International Chenin Blanc day

#SpectacularSouthAfrica in June celebrates Chenin Blanc, the variety where, while plantings have decreased, quality and image have risen immeasurably since the mid-1990s.

Wine magazine’s Chenin Blanc Challenge stimulated interest and in 1999, the Chenin Blanc Association was formed. The Association immediately recognised the importance of old vineyards, as recorded in the Minutes of the Association’s first meeting: ‘The most important issue that needs to be addressed is the evaluation of the very old chenin vineyards, some of which are in immediate danger of being uprooted to make way for trendier and currently better paying varieties!’

Eventually, with official help, five of the oldest blocks of Chenin were identified; the oldest, Mev Kirsten, was planted in Stellenbosch between 1905-1920. Today, the vineyard is recognised under the renowned Mev Kirsten label in Eben Sadie’s Ouwingerdreeks range.

The second oldest was planted on Kaapzicht in 1947 by current winemaker, Danie Steytler’s Great Grandfather. Its fascinating story tracks the wine industry over the past 72 years, as Danie relates. ‘In those early days the whole crop went to KWV, who paid for quantity rather than quality, the reason why my Great Grandfather chose generous-bearer Chenin. The bush vine vineyard was originally six hectares, but as it aged, yields decreased to between three and five tons per hectare, thus, due to low grape prices for bulk wine, it was running at a loss. There were also some dead vines, but we had neither money nor time to replace the vineyard. We eventually decided to pull it out and were over halfway through when the Chenin Blanc Association awarded us ‘Custodian’ status in 2009. Oh dear!’

The Custodian award coincided with Danie’s first year on Kaapzicht and encouraged him to seek advice from former Stellenbosch University mates, Chris Alheit and Chris Boustred on wooded Chenin. Kaapzicht Wooded Chenin Blanc Reserve from the 1947 vineyard, was released in December 2009, but to Danie’s disappointment; ‘it took four years to sell out and wasn’t a success.’

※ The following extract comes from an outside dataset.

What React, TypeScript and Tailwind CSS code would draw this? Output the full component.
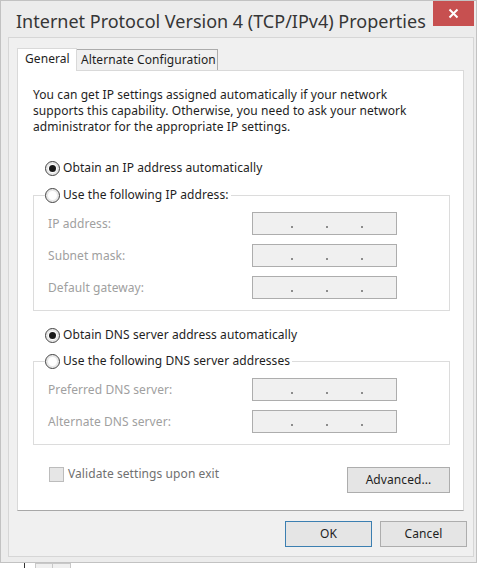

In the meantime, interest increased in Chenin and the Old Vine Project. The first new-look The 1947 Chenin Blanc from 2013 received immediate Platter five-star acclaim, 2014 and 2016 followed suit. Today, the annual 900 bottles, are on allocation. It’s the real rags to riches story that nearly wasn’t. From 2018, The 1947 bears the Old Vine Project Heritage Vineyard sticker.

Of the roughly 3500 hectares of vines 35 years and older (2018 figures), Chenin Blanc accounts for over 1800 ha. Unsurprisingly, they produce many of South Africa’s top Chenins: Alheit Huilkrans, Beaumont Hope Marguerite, David & Nadia Hoë-Steen, Ken Forrester The FMC, Stellenrust Barrel-Fermented Chenin Blanc, as well as The 1947 and Mev Kirsten. If old vine Chenins are only ever produced in limited quantities, their high quality is compensation.

Chenin Blanc and the Association have done much to promote the benefit of old vines and the OVP, while the OVP, with its clearly drawn principles, has done much to heighten awareness of Chenin Blanc. It’s a wonderfully symbiotic relationship.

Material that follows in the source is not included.